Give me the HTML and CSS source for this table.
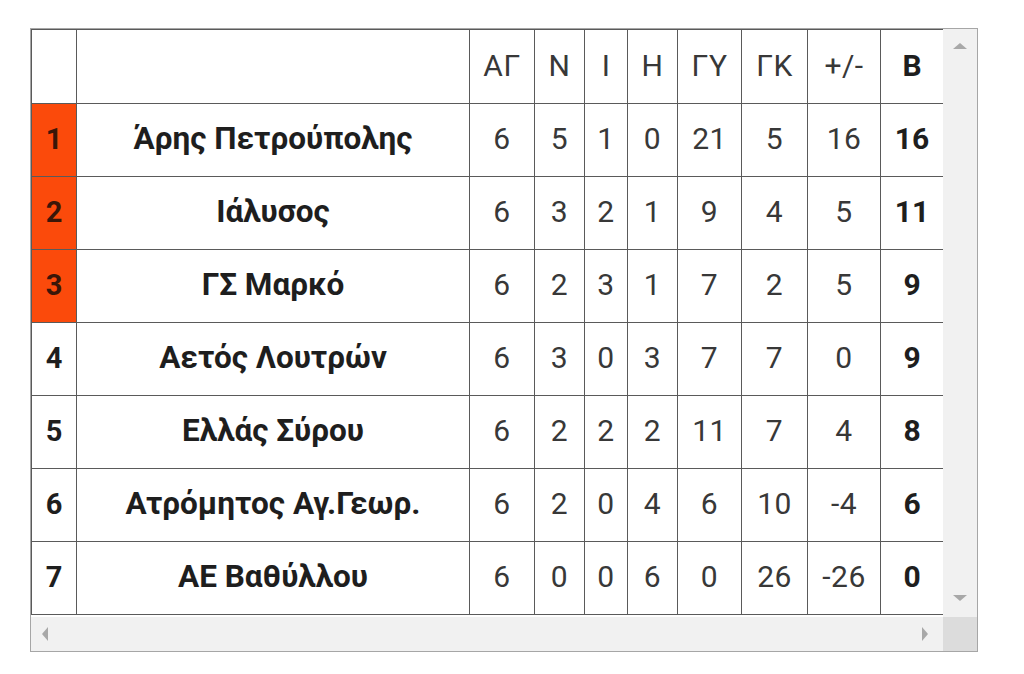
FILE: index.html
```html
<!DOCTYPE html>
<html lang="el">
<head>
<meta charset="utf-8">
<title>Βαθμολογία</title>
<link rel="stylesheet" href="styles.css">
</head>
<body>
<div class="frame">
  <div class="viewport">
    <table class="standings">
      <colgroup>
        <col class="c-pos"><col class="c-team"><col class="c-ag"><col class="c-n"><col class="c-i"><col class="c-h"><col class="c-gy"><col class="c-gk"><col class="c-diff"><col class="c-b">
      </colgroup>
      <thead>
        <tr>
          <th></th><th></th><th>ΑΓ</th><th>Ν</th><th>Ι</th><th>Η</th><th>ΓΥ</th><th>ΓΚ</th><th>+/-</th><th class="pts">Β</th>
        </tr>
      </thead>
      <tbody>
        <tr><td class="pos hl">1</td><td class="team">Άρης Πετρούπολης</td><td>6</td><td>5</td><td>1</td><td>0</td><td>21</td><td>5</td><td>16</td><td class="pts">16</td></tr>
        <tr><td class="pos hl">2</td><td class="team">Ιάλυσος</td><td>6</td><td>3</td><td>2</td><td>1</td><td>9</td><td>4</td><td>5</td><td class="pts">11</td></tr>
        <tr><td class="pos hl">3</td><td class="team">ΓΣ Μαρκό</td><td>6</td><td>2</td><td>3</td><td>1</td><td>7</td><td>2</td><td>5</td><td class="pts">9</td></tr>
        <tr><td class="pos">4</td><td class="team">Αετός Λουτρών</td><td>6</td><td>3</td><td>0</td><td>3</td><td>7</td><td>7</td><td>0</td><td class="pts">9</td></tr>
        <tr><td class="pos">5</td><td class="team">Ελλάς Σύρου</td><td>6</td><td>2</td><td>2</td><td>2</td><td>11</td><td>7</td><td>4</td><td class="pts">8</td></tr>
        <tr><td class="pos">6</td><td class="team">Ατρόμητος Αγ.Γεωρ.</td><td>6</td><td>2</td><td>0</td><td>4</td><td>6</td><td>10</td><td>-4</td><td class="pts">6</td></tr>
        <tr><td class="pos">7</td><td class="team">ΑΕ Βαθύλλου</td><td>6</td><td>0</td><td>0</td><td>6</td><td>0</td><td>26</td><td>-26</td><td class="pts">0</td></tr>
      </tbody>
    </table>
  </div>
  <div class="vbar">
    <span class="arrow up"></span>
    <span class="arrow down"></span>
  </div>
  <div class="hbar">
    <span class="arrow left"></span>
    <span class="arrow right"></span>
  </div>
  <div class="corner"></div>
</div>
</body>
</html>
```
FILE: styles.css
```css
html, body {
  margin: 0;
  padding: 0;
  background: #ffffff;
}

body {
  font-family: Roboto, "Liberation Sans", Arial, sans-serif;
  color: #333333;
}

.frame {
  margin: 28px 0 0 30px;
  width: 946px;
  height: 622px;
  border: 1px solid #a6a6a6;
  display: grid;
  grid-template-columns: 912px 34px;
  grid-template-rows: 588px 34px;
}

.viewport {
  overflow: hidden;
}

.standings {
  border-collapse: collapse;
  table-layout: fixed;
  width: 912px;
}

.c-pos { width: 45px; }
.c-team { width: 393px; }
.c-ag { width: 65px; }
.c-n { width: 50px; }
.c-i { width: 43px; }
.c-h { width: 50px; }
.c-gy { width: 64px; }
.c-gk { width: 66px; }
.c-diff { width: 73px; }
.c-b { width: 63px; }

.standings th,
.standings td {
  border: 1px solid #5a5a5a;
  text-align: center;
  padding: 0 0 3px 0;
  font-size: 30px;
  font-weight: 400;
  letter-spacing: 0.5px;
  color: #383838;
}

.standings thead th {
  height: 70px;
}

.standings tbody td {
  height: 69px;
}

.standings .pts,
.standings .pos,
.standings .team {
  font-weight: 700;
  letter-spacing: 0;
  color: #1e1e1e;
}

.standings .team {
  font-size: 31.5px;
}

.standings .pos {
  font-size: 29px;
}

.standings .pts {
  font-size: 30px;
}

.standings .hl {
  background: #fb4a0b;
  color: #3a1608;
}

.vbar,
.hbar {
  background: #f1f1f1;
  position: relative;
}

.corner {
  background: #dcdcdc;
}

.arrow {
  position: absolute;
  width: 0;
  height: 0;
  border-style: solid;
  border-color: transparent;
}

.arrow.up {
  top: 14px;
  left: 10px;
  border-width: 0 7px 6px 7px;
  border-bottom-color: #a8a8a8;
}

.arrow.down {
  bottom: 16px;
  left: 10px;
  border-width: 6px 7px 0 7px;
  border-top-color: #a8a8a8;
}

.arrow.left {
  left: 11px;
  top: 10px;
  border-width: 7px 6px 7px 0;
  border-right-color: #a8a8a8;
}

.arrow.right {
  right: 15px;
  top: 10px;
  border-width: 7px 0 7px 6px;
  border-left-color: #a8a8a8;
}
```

* * *

» Directions: Repeat the full listing above exactly, with no pictures in the copy.

» Problem solution:
Give me the HTML and CSS source for this table.
FILE: index.html
```html
<!DOCTYPE html>
<html lang="el">
<head>
<meta charset="utf-8">
<title>Βαθμολογία</title>
<link rel="stylesheet" href="styles.css">
</head>
<body>
<div class="frame">
  <div class="viewport">
    <table class="standings">
      <colgroup>
        <col class="c-pos"><col class="c-team"><col class="c-ag"><col class="c-n"><col class="c-i"><col class="c-h"><col class="c-gy"><col class="c-gk"><col class="c-diff"><col class="c-b">
      </colgroup>
      <thead>
        <tr>
          <th></th><th></th><th>ΑΓ</th><th>Ν</th><th>Ι</th><th>Η</th><th>ΓΥ</th><th>ΓΚ</th><th>+/-</th><th class="pts">Β</th>
        </tr>
      </thead>
      <tbody>
        <tr><td class="pos hl">1</td><td class="team">Άρης Πετρούπολης</td><td>6</td><td>5</td><td>1</td><td>0</td><td>21</td><td>5</td><td>16</td><td class="pts">16</td></tr>
        <tr><td class="pos hl">2</td><td class="team">Ιάλυσος</td><td>6</td><td>3</td><td>2</td><td>1</td><td>9</td><td>4</td><td>5</td><td class="pts">11</td></tr>
        <tr><td class="pos hl">3</td><td class="team">ΓΣ Μαρκό</td><td>6</td><td>2</td><td>3</td><td>1</td><td>7</td><td>2</td><td>5</td><td class="pts">9</td></tr>
        <tr><td class="pos">4</td><td class="team">Αετός Λουτρών</td><td>6</td><td>3</td><td>0</td><td>3</td><td>7</td><td>7</td><td>0</td><td class="pts">9</td></tr>
        <tr><td class="pos">5</td><td class="team">Ελλάς Σύρου</td><td>6</td><td>2</td><td>2</td><td>2</td><td>11</td><td>7</td><td>4</td><td class="pts">8</td></tr>
        <tr><td class="pos">6</td><td class="team">Ατρόμητος Αγ.Γεωρ.</td><td>6</td><td>2</td><td>0</td><td>4</td><td>6</td><td>10</td><td>-4</td><td class="pts">6</td></tr>
        <tr><td class="pos">7</td><td class="team">ΑΕ Βαθύλλου</td><td>6</td><td>0</td><td>0</td><td>6</td><td>0</td><td>26</td><td>-26</td><td class="pts">0</td></tr>
      </tbody>
    </table>
  </div>
  <div class="vbar">
    <span class="arrow up"></span>
    <span class="arrow down"></span>
  </div>
  <div class="hbar">
    <span class="arrow left"></span>
    <span class="arrow right"></span>
  </div>
  <div class="corner"></div>
</div>
</body>
</html>
```
FILE: styles.css
```css
html, body {
  margin: 0;
  padding: 0;
  background: #ffffff;
}

body {
  font-family: Roboto, "Liberation Sans", Arial, sans-serif;
  color: #333333;
}

.frame {
  margin: 28px 0 0 30px;
  width: 946px;
  height: 622px;
  border: 1px solid #a6a6a6;
  display: grid;
  grid-template-columns: 912px 34px;
  grid-template-rows: 588px 34px;
}

.viewport {
  overflow: hidden;
}

.standings {
  border-collapse: collapse;
  table-layout: fixed;
  width: 912px;
}

.c-pos { width: 45px; }
.c-team { width: 393px; }
.c-ag { width: 65px; }
.c-n { width: 50px; }
.c-i { width: 43px; }
.c-h { width: 50px; }
.c-gy { width: 64px; }
.c-gk { width: 66px; }
.c-diff { width: 73px; }
.c-b { width: 63px; }

.standings th,
.standings td {
  border: 1px solid #5a5a5a;
  text-align: center;
  padding: 0 0 3px 0;
  font-size: 30px;
  font-weight: 400;
  letter-spacing: 0.5px;
  color: #383838;
}

.standings thead th {
  height: 70px;
}

.standings tbody td {
  height: 69px;
}

.standings .pts,
.standings .pos,
.standings .team {
  font-weight: 700;
  letter-spacing: 0;
  color: #1e1e1e;
}

.standings .team {
  font-size: 31.5px;
}

.standings .pos {
  font-size: 29px;
}

.standings .pts {
  font-size: 30px;
}

.standings .hl {
  background: #fb4a0b;
  color: #3a1608;
}

.vbar,
.hbar {
  background: #f1f1f1;
  position: relative;
}

.corner {
  background: #dcdcdc;
}

.arrow {
  position: absolute;
  width: 0;
  height: 0;
  border-style: solid;
  border-color: transparent;
}

.arrow.up {
  top: 14px;
  left: 10px;
  border-width: 0 7px 6px 7px;
  border-bottom-color: #a8a8a8;
}

.arrow.down {
  bottom: 16px;
  left: 10px;
  border-width: 6px 7px 0 7px;
  border-top-color: #a8a8a8;
}

.arrow.left {
  left: 11px;
  top: 10px;
  border-width: 7px 6px 7px 0;
  border-right-color: #a8a8a8;
}

.arrow.right {
  right: 15px;
  top: 10px;
  border-width: 7px 0 7px 6px;
  border-left-color: #a8a8a8;
}
```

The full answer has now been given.